SVB sebelumnya masih tampak stabil pada awal tahun. Akan tetapi, secara tiba-tiba SVB mengumumkan rencana penggalangan dana senilai US$1,75 miliar atau sekitar Rp27,13 triliun (asumsi kurs Rp15.300 per dolar AS)  untuk memperkuat modal.

4. Tak Lakukan Diversifikasi Klien

Masalah paling khusus dari SVB adalah perusahaan sangat terkonsentrasi pada bisnisnya. Sebagaimana diketahui, SVB melayani modal ventura dan private equity lantaran sektor itu telah berkembang dengan baik selama satu dekade terakhir.

SVB sangat terkonsentrasi dengan exposure yang tinggi pada satu industri yakni teknologi. Meski mengumpulkan cuan di awal,  hal itu kemudian malah  membuka risiko.

Ketika sektor teknologi memburuk, maka hal itu dengan cepat menjadi buruk juga bagi SVB.

5. Tergabung di Asuransi FDIC

Federal Deposit Insurance Corporation (FDIC) didirikan oleh pemerintah AS setelah periode Great Depression atau Depresi Hebat. Pada periode tersebut,  banyak bank bangkrut dan pelanggan mereka kehilangan semua uang mereka.

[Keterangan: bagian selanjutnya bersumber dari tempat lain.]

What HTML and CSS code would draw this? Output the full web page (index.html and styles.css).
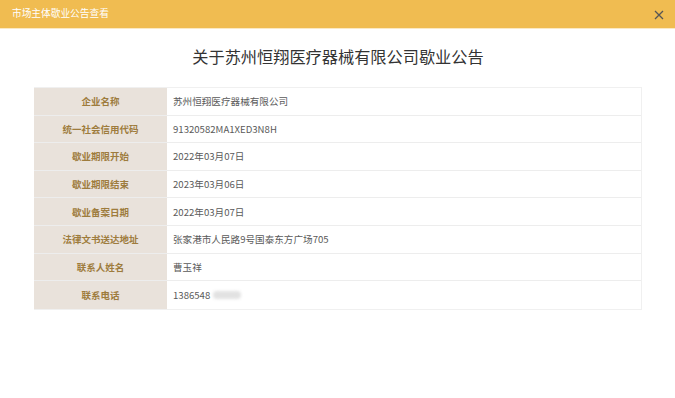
FILE: index.html
```html
<!DOCTYPE html>
<html lang="zh-CN">
<head>
<meta charset="utf-8">
<link rel="stylesheet" href="styles.css">
</head>
<body>
<div class="dialog">
  <div class="header">
    <span class="header-title">市场主体歇业公告查看</span>
    <svg class="close" width="10" height="10" viewBox="0 0 10 10"><path d="M1 1L9 9M9 1L1 9" stroke="#555" stroke-width="1.3"/></svg>
  </div>
  <div class="content">
    <h1 class="title">关于苏州恒翔医疗器械有限公司歇业公告</h1>
    <div class="table">
      <div class="row"><div class="label">企业名称</div><div class="value">苏州恒翔医疗器械有限公司</div></div>
      <div class="row"><div class="label">统一社会信用代码</div><div class="value">91320582MA1XED3N8H</div></div>
      <div class="row"><div class="label">歇业期限开始</div><div class="value">2022年03月07日</div></div>
      <div class="row"><div class="label">歇业期限结束</div><div class="value">2023年03月06日</div></div>
      <div class="row"><div class="label">歇业备案日期</div><div class="value">2022年03月07日</div></div>
      <div class="row"><div class="label">法律文书送达地址</div><div class="value">张家港市人民路9号国泰东方广场705</div></div>
      <div class="row"><div class="label">联系人姓名</div><div class="value">曹玉祥</div></div>
      <div class="row last"><div class="label">联系电话</div><div class="value">1386548<span class="blur"></span></div></div>
    </div>
  </div>
</div>
</body>
</html>
```
FILE: styles.css
```css
* { box-sizing: border-box; }
html, body { margin: 0; padding: 0; background: #fff; }
body { font-family: "Noto Sans CJK SC", "Microsoft YaHei", sans-serif; width: 675px; height: 398px; overflow: hidden; }
.dialog { display: flex; flex-direction: column; }
.header {
  height: 29px;
  background: #f0bc51;
  border-bottom: 1px solid #fbe9c4;
  display: flex;
  align-items: center;
  justify-content: space-between;
  padding: 0 11px 0 12px;
}
.header-title { color: #fff; font-size: 9.7px; line-height: 1; }
.close { display: block; margin-top: 1px; }
.content { padding: 16px 33px 0 34px; }
.title {
  margin: 0 0 20px 0;
  text-align: center;
  font-weight: 400;
  font-size: 16.2px;
  line-height: 22px;
  color: #333;
}
.table { width: 608px; border: 1px solid #f0f0f0; border-left: none; }
.row { display: flex; height: 27.6px; border-bottom: 1px solid #ededed; }
.row.last { border-bottom: none; }
.label {
  width: 133px;
  flex: none;
  background: #e9e2db;
  color: #9e7c3d;
  font-size: 9.5px;
  font-weight: 700;
  display: flex;
  align-items: center;
  justify-content: center;
}
.value {
  flex: 1;
  display: flex;
  align-items: center;
  padding-left: 6px;
  color: #5a5a5a;
  font-size: 9.6px;
}
.blur {
  display: inline-block;
  width: 28px;
  height: 8px;
  margin-left: 3px;
  border-radius: 4px;
  background: #e2e2e2;
  filter: blur(1.5px);
}
```
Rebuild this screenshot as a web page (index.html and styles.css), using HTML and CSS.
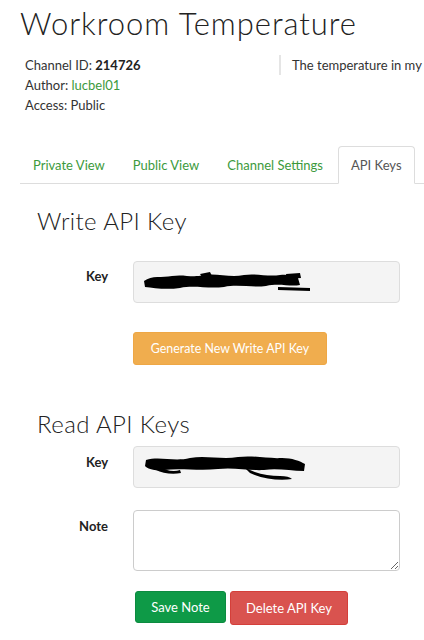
FILE: index.html
```html
<!DOCTYPE html>
<html>
<head>
<meta charset="utf-8">
<link rel="stylesheet" href="styles.css">
</head>
<body>
<div class="page">
  <h1 class="title">Workroom Temperature</h1>
  <div class="meta">
    <div class="meta-left">
      <div>Channel ID: <strong>214726</strong></div>
      <div>Author: <a class="link">lucbel01</a></div>
      <div>Access: Public</div>
    </div>
    <div class="meta-right">The temperature in my</div>
  </div>
  <ul class="tabs">
    <li class="tab">Private View</li>
    <li class="tab">Public View</li>
    <li class="tab">Channel Settings</li>
    <li class="tab active">API Keys</li>
  </ul>
  <div class="panel">
    <h2 class="section">Write API Key</h2>
    <div class="row row-write">
      <div class="label">Key</div>
      <div class="field key-field">
        <svg class="scribble" width="170" height="26" viewBox="0 0 170 26">
          <path d="M4 12 C12 6 22 9 32 7 C44 5 52 9 64 6 C78 4 90 9 104 6 C116 4 128 8 140 6 C148 5 154 7 158 9 L160 16 C150 18 140 14 126 17 C112 19 98 15 84 18 C68 20 54 16 40 19 C26 21 14 19 5 18 Z" fill="#000"/>
          <path d="M138 18 L170 19 L170 22 L138 21 Z" fill="#000"/>
          <path d="M146 5 L160 4 L161 9 L147 10 Z" fill="#000"/>
          <path d="M60 5 L70 3 L72 7 L62 8 Z" fill="#000"/>
        </svg>
      </div>
    </div>
    <div class="row">
      <div class="label"></div>
      <button class="btn btn-warning">Generate New Write API Key</button>
    </div>
    <h2 class="section section-read">Read API Keys</h2>
    <div class="row row-key2">
      <div class="label">Key</div>
      <div class="field key-field">
        <svg class="scribble" width="170" height="30" viewBox="0 0 170 30">
          <path d="M6 8 C20 4 34 10 50 6 C66 3 82 8 98 5 C114 3 128 7 142 6 C152 6 160 9 165 12 L164 19 C150 19 138 16 124 18 C110 19 94 15 78 17 C60 19 40 16 24 18 C14 19 8 17 5 14 Z" fill="#000"/>
          <path d="M104 15 C116 22 128 24 140 24 C146 24 150 25 152 27 C140 29 122 27 110 21 Z" fill="#000"/>
          <path d="M18 14 C26 19 34 20 40 18 L41 21 C32 23 22 21 16 18 Z" fill="#000"/>
        </svg>
      </div>
    </div>
    <div class="row row-note">
      <div class="label">Note</div>
      <textarea class="note"></textarea>
    </div>
    <div class="row row-actions">
      <div class="label"></div>
      <div class="actions">
        <button class="btn btn-success">Save Note</button>
        <button class="btn btn-danger">Delete API Key</button>
      </div>
    </div>
  </div>
</div>
</body>
</html>
```
FILE: styles.css
```css
* { box-sizing: border-box; }
html, body { margin: 0; padding: 0; background: #fff; }
body {
  font-family: Lato, "Open Sans", sans-serif;
  font-size: 13px;
  color: #333;
  width: 424px;
  height: 640px;
  overflow: hidden;
}
.page { padding-left: 20px; }
.title {
  font-family: Lato, sans-serif;
  font-weight: 300;
  font-size: 31px;
  line-height: 36px;
  color: #222;
  margin: 5px 0 0 0;
  letter-spacing: 0.95px;
  white-space: nowrap;
}
.meta {
  display: flex;
  margin-top: 14px;
  padding-left: 5px;
  line-height: 20px;
}
.meta-left { width: 254px; }
.meta-left strong { font-weight: 700; color: #222; }
.link { color: #3c9a3c; }
.meta-right {
  border-left: 2px solid #e5e5e5;
  padding-left: 11px;
  height: 20px;
  white-space: nowrap;
  overflow: hidden;
  flex: 1;
  color: #333;
}
.tabs {
  list-style: none;
  margin: 31px 0 0 0;
  padding: 0;
  display: flex;
  border-bottom: 1px solid #ddd;
  height: 38px;
}
.tab {
  padding: 0 12px;
  margin-right: 2px;
  line-height: 36px;
  height: 37px;
  font-size: 13px;
  color: #3c9a3c;
  border: 1px solid transparent;
  border-radius: 4px 4px 0 0;
  white-space: nowrap;
}
.tab.active {
  color: #555;
  border-color: #ddd;
  border-bottom-color: #fff;
  height: 38px;
  background: #fff;
}
.panel { padding-left: 17px; }
.section {
  font-family: Lato, sans-serif;
  font-weight: 300;
  font-size: 24px;
  line-height: 30px;
  color: #222;
  margin: 22px 0 0 0;
  letter-spacing: 0.4px;
}
.section-read { margin-top: 44px; }
.row { display: flex; align-items: flex-start; }
.row-write { margin-top: 25px; }
.label {
  width: 71px;
  text-align: right;
  font-weight: 700;
  color: #222;
  padding-top: 7px;
  margin-right: 25px;
}
.field {
  width: 267px;
  height: 42px;
  background: #f4f4f4;
  border: 1px solid #ddd;
  border-radius: 4px;
  display: flex;
  align-items: center;
  padding-left: 6px;
}
.btn {
  font-family: Lato, sans-serif;
  font-size: 13px;
  color: #fff;
  border: 1px solid transparent;
  border-radius: 3px;
  cursor: pointer;
  padding: 0;
}
.btn-warning {
  margin-top: 29px;
  width: 194px;
  height: 33px;
  background: #f0ad4e;
  border-color: #eea745;
  font-size: 12.4px;
}
.row-key2 { margin-top: 7px; }
.row-key2 .label { padding-top: 8px; }
.row-note { margin-top: 22px; }
.row-note .label { padding-top: 8px; }
.note {
  width: 267px;
  height: 61px;
  border: 1px solid #ccc;
  border-radius: 4px;
  resize: vertical;
  margin: 0;
}
.row-actions { margin-top: 20px; }
.actions { display: flex; gap: 4px; margin-left: 2px; }
.btn-success {
  width: 91px;
  height: 32px;
  background: #0e9a47;
  border-color: #0c8b40;
}
.btn-danger {
  width: 118px;
  height: 34px;
  background: #d9534f;
  border-color: #d43f3a;
}
```
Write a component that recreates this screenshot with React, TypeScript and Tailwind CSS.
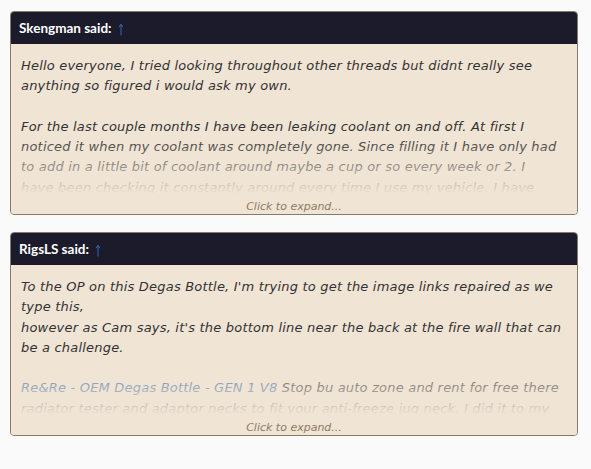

FDIC didirikan untuk melindungi konsumen yang menggunakan bank Amerika dan memberikan stabilitas pada sistem perbankan Amerika. Saat ini, hampir setiap bank di AS saat ini diasuransikan oleh FDIC, termasuk SVB.

Alhasil, jika nasabah memiliki uang di SVB, FDIC mengatakan nasabah akan mendapatkannya kembali paling lambat Senin pagi atau pada 13 Maret 2023, selama nilainya di bawah batas US$250.000 atau kisaran Rp3,8 miliar.

6. Terkenal Loyal dengan Startup

Kedekatan SVB dengan para pendiri perusahaan teknologi bisa dilihat dari pendekatan perusahaan yang cenderung fleksibel.  Salah satu cara untuk mengukur pengaruh SVB di dunia teknologi adalah dengan menghadiri konferensi teknologi di mana SVB sering kali menjadi sponsor utama.

Tidak seperti bank lain,  SVB bersedia bekerja dengan perusahaan rintisan teknologi dengan cara yang kemungkinan kurang digarap oleh bank lain. Sebagai contoh, SVB bersedia membantu karyawan awal sebuah startup mendapatkan pinjaman pribadi untuk sebuah rumah.

Paling tampak, SVB sangat fleksibel dalam meminjamkan uang kepada startup teknologi meskipun mereka tidak memiliki arus kas bebas. SVB juga sering bersedia bekerja dengan pendiri startup yang bukan warga negara AS.